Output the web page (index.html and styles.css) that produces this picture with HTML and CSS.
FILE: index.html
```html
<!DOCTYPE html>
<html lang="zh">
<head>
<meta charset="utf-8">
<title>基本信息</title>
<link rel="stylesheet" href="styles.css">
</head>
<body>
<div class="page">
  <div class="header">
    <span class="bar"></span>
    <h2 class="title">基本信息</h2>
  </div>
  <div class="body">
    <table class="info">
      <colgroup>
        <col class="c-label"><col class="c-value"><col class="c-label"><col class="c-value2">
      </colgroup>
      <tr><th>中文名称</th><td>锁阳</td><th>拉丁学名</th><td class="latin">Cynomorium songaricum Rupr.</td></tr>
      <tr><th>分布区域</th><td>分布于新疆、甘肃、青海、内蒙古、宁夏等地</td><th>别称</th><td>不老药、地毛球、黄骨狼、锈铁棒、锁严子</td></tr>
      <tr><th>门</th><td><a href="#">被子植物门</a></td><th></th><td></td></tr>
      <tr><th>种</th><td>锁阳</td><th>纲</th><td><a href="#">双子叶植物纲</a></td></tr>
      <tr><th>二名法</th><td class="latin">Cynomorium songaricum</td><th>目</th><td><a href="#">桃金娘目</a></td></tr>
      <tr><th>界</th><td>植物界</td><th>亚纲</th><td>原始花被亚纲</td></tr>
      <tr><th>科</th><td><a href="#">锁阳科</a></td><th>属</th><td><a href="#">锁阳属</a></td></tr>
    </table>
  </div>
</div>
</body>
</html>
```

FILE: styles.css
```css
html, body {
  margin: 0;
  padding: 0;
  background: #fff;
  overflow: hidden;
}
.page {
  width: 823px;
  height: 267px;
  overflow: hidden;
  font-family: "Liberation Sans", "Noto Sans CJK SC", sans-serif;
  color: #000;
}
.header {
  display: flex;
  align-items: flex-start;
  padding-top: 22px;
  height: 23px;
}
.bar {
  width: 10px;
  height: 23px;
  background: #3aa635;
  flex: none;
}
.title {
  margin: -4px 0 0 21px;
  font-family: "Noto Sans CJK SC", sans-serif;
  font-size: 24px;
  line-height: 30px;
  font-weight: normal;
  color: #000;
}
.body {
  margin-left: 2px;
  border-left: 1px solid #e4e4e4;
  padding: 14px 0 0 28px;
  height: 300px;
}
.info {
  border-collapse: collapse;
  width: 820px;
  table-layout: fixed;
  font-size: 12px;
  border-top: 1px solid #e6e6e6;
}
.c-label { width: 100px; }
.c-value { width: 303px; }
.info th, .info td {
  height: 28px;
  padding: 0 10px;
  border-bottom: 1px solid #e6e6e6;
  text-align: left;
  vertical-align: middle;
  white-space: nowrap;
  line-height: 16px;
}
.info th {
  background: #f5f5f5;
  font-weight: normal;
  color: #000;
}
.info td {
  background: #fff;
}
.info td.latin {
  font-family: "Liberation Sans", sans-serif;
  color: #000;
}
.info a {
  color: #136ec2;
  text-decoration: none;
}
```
_____
Extract the listing in its entirety and repeat it exactly.

Output of the task →
Output the web page (index.html and styles.css) that produces this picture with HTML and CSS.
FILE: index.html
```html
<!DOCTYPE html>
<html lang="zh">
<head>
<meta charset="utf-8">
<title>基本信息</title>
<link rel="stylesheet" href="styles.css">
</head>
<body>
<div class="page">
  <div class="header">
    <span class="bar"></span>
    <h2 class="title">基本信息</h2>
  </div>
  <div class="body">
    <table class="info">
      <colgroup>
        <col class="c-label"><col class="c-value"><col class="c-label"><col class="c-value2">
      </colgroup>
      <tr><th>中文名称</th><td>锁阳</td><th>拉丁学名</th><td class="latin">Cynomorium songaricum Rupr.</td></tr>
      <tr><th>分布区域</th><td>分布于新疆、甘肃、青海、内蒙古、宁夏等地</td><th>别称</th><td>不老药、地毛球、黄骨狼、锈铁棒、锁严子</td></tr>
      <tr><th>门</th><td><a href="#">被子植物门</a></td><th></th><td></td></tr>
      <tr><th>种</th><td>锁阳</td><th>纲</th><td><a href="#">双子叶植物纲</a></td></tr>
      <tr><th>二名法</th><td class="latin">Cynomorium songaricum</td><th>目</th><td><a href="#">桃金娘目</a></td></tr>
      <tr><th>界</th><td>植物界</td><th>亚纲</th><td>原始花被亚纲</td></tr>
      <tr><th>科</th><td><a href="#">锁阳科</a></td><th>属</th><td><a href="#">锁阳属</a></td></tr>
    </table>
  </div>
</div>
</body>
</html>
```

FILE: styles.css
```css
html, body {
  margin: 0;
  padding: 0;
  background: #fff;
  overflow: hidden;
}
.page {
  width: 823px;
  height: 267px;
  overflow: hidden;
  font-family: "Liberation Sans", "Noto Sans CJK SC", sans-serif;
  color: #000;
}
.header {
  display: flex;
  align-items: flex-start;
  padding-top: 22px;
  height: 23px;
}
.bar {
  width: 10px;
  height: 23px;
  background: #3aa635;
  flex: none;
}
.title {
  margin: -4px 0 0 21px;
  font-family: "Noto Sans CJK SC", sans-serif;
  font-size: 24px;
  line-height: 30px;
  font-weight: normal;
  color: #000;
}
.body {
  margin-left: 2px;
  border-left: 1px solid #e4e4e4;
  padding: 14px 0 0 28px;
  height: 300px;
}
.info {
  border-collapse: collapse;
  width: 820px;
  table-layout: fixed;
  font-size: 12px;
  border-top: 1px solid #e6e6e6;
}
.c-label { width: 100px; }
.c-value { width: 303px; }
.info th, .info td {
  height: 28px;
  padding: 0 10px;
  border-bottom: 1px solid #e6e6e6;
  text-align: left;
  vertical-align: middle;
  white-space: nowrap;
  line-height: 16px;
}
.info th {
  background: #f5f5f5;
  font-weight: normal;
  color: #000;
}
.info td {
  background: #fff;
}
.info td.latin {
  font-family: "Liberation Sans", sans-serif;
  color: #000;
}
.info a {
  color: #136ec2;
  text-decoration: none;
}
```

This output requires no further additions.